Wednesday, June 06, 2007

Banner Headline: ICAC exposes corruption risks in HCS take-home assessments

I am meant to be still on a no-post regime, but I could not resist this one.

For the benefit of my international readers ICAC stands for the independent Commission against Corruption, the NSW watchdog against official corruption. HSC is the Higher School Certificate, the final school exam in NSW.

Making coffee in the staff room, my eye was caught by the above headline from Corruption Matters, the May edition of the ICAC PR epistle. Because my youngest daughter is doing the HSC I grabbed it to see just what this high level official scandal was.

The story appears to be that a Sydney coaching college was alleged to be assisting students to cheat on their English HSC major projects by providing excessive support. ICAC was not able to substantiate the allegations, but still made some suggestions to the NSW Board of Secondary School Studies as to improved process to minimise risk of corruption.

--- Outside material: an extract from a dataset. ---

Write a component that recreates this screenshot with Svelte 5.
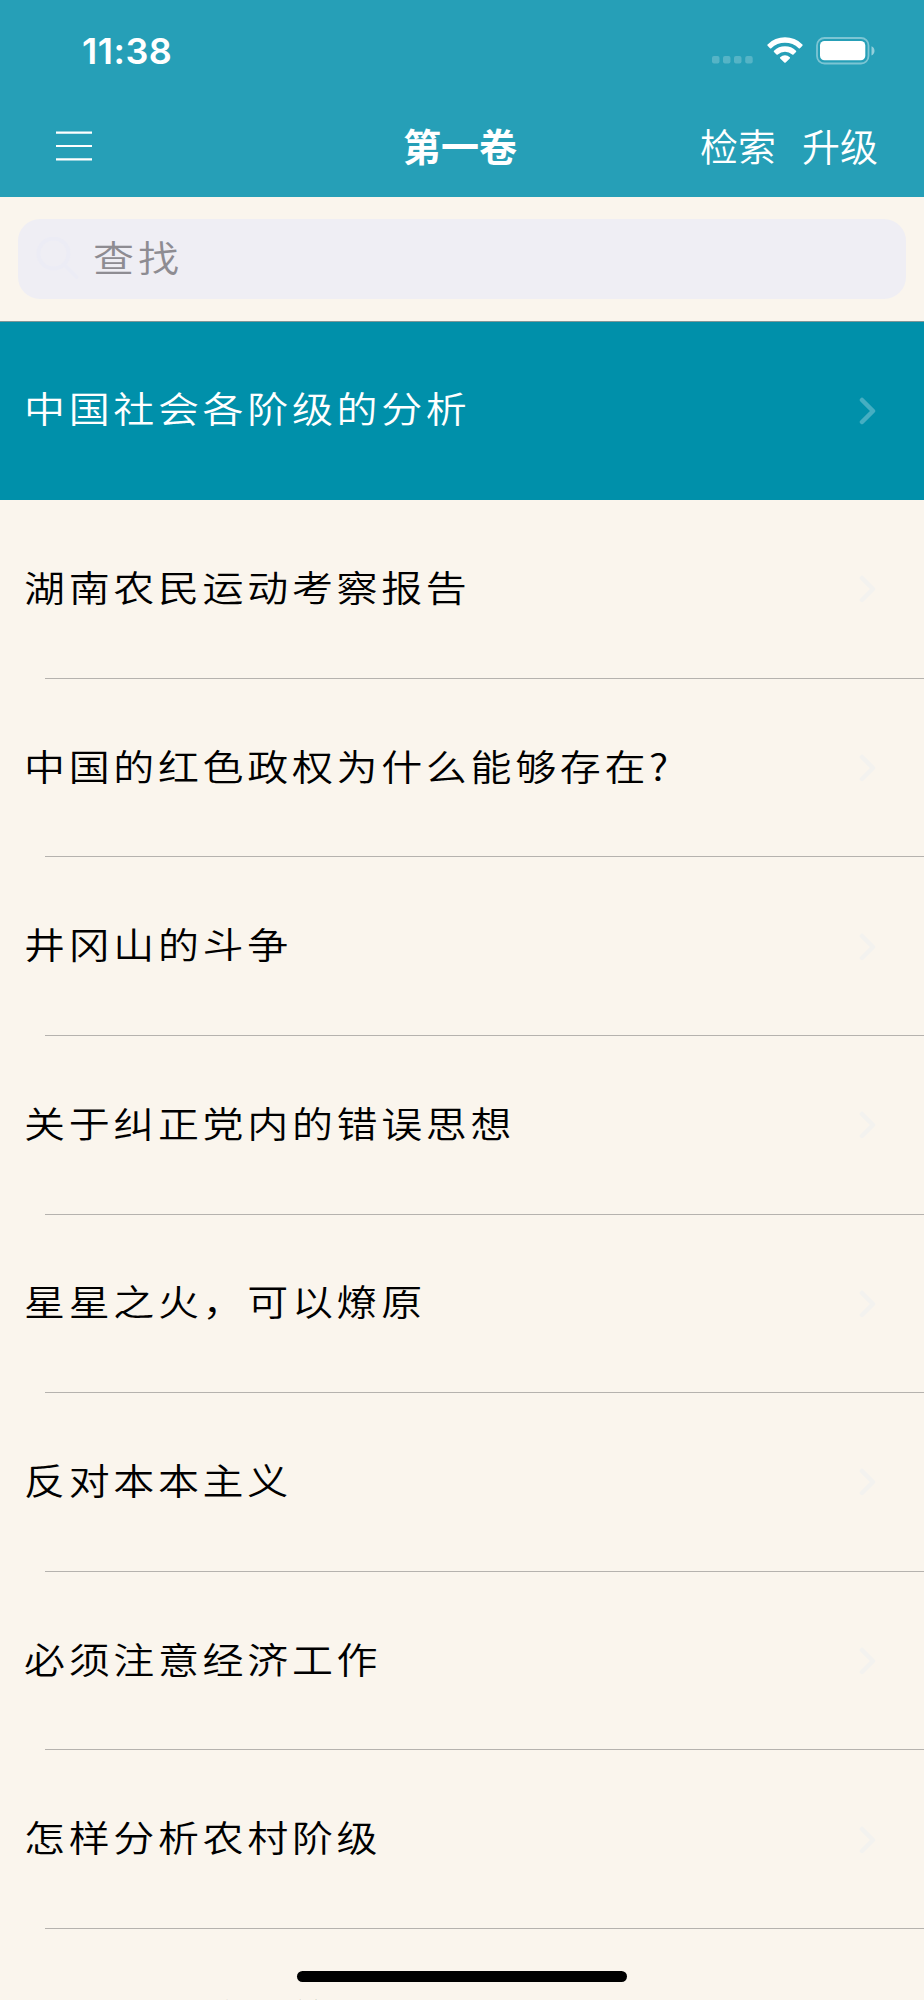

All this may sound fair enough, but consider this.

Cheating has always been a problem in schools. Key variables include the education system and education management, the school, the teachers and the students.

Where a problem exists, it is the responsibility of the individual institution or, to the degree that the problem is a systemic one, the education system to fix. If the systemic problem comes from a system imposed by Government, then it is Government's responsibility to fix advised by the relevant experts.

Am I wrong in finding it strange that the State's peak anti-corruption body should carry as the lead story on its house paper a matter that involves no official corruption at all - there is no suggestion that there were bribes to officials - and is is any event a matter first for the education system to correct?

Am I wrong in thinking that that body is going outside its core mission?

And am I wrong in worrying about a response that instead of addressing the reasons why this matter might have occurred instead focuses on procedural steps to stop it happening again taking the existing system as a given?
As an aside, the eight page paper mentions the word "risk" in stories no less than 18 times.

4 comments:

Anonymous said...

I coach, as you know, and I always tell students I will do anything for them EXCEPT their homework and assessment tasks! I will explain what questions mean and suggest where they might find information, but that's it.

When the assessment is over, I will go through their answers help them work out where they may have gone wrong, of they did...

As for this story, coaching colleges may be prospering, but they've been around for years. Remember Power Coaching? Maybe they still exist. And there were cribs way back in the 1950s, and sometimes parents or others whose helping hand may have amounted to ghost writing.

In these internet days the question of plagiarism becomes even more urgent and hard to police. However, the disadvantages of having everything assessed in exam conditions under supervision are only too obvious. What about major works in Art, or compositions in Music? Does anyone know for sure who is actually doing them? Can they be done in an exam room? Of course not.

I agree: it isn't strictly ICAC territory, is it?

Jim Belshaw said...

Neil, any tutor who is a true professional as you are, sets limits.

Cribs existed way before 1950. They feature, for example, in David Blaize (1916).

How can it be ICAC territor?. This is a totally misapplied instrument.

Anonymous said...

I am with you, Jim. Actually, it is possibly an issue for the auditor-general, but I can't really see accountants as being the best people to address this issue either

Jim Belshaw said...

The auditor-general may well have a role in this area, MP, because of the way that office's role has evolved into a broader performance evaluation tool.

When I wrote the post my focus was on ICAC, but the case in question is actually an interesting case study because of the way it raises questions of accountability and responsibility.